Saturday, January 14, 2006

Some of My Cooking Experiences – FB2B, part 3

I can’t even remember the first time I cooked or baked. It has just always seemed like a part of life, almost as natural as breathing. From baking cookies with my mom and younger siblings in the afternoon after school to making pancakes on weekend mornings to throwing dinner parties post-college in my first real apartment, I have just always turned to the warmth of the kitchen for inspiration and fulfillment.

One of my first eating memories is of the pink birthday cake my mother made for me when I was four years old. I’m not sure why she went along with it. Pink was my absolute favorite color as a child. The frosted cake sort of resembled one of those fluffy marshmallow things sold in pairs at gas station convenience stores. I thought it was bee-yoo-ti-ful and very special. I loved it!

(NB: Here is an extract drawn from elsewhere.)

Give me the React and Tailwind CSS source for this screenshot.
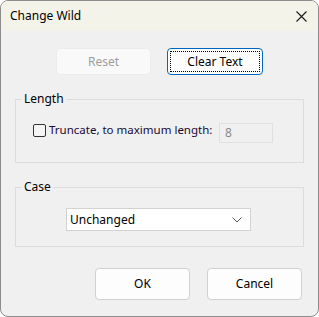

There’s a certain fearlessness that I’ve always had, no matter how much of a mess I make, and, believe me, there have been a few. I can’t explain how great of a feeling, the amazing sense of accomplishment, it is to be able to make something I’ve eaten at a restaurant or to master some new skill at the stove. Of course, that doesn’t mean that I’ve always been exactly successful in the kitchen, but I have been willing to try.

My mother, to this day, will bring up how I burned chocolate when I was trying to melt it for some Girl Scout cooking project. The smell was pretty awful, as anyone who has ever done this can tell you. I don’t recommend doing it ever. The reason it had burned was that I had neglected to use a double-boiler and it burned right into the bottom of the sunshine yellow saucepan I was using. Mind you, this was 20-odd years ago, but I still get to hear about it occasionally as though it is another badge – “Kitchen Fiascos” – that I should have earned towards my First Class Scout patch.

Another culinary disaster of mine, which my family is also all too pleased to recall, was the time I over-seasoned a stir-fried rice dish I made when baby-sitting my siblings. To this day, my youngest sister reminds me of “The Ginger Incident” as she likes to call it. She blames me for her dislike of this flavor. “Don’t let her make ginger chicken for you!” is her rallying cry. I swear, if I’m not careful, I can see her lobbying to put that on my tombstone. Just to let her know, if she’s reading this: If you do do that, I will haunt you forever with the scent of ginger trailing behind me.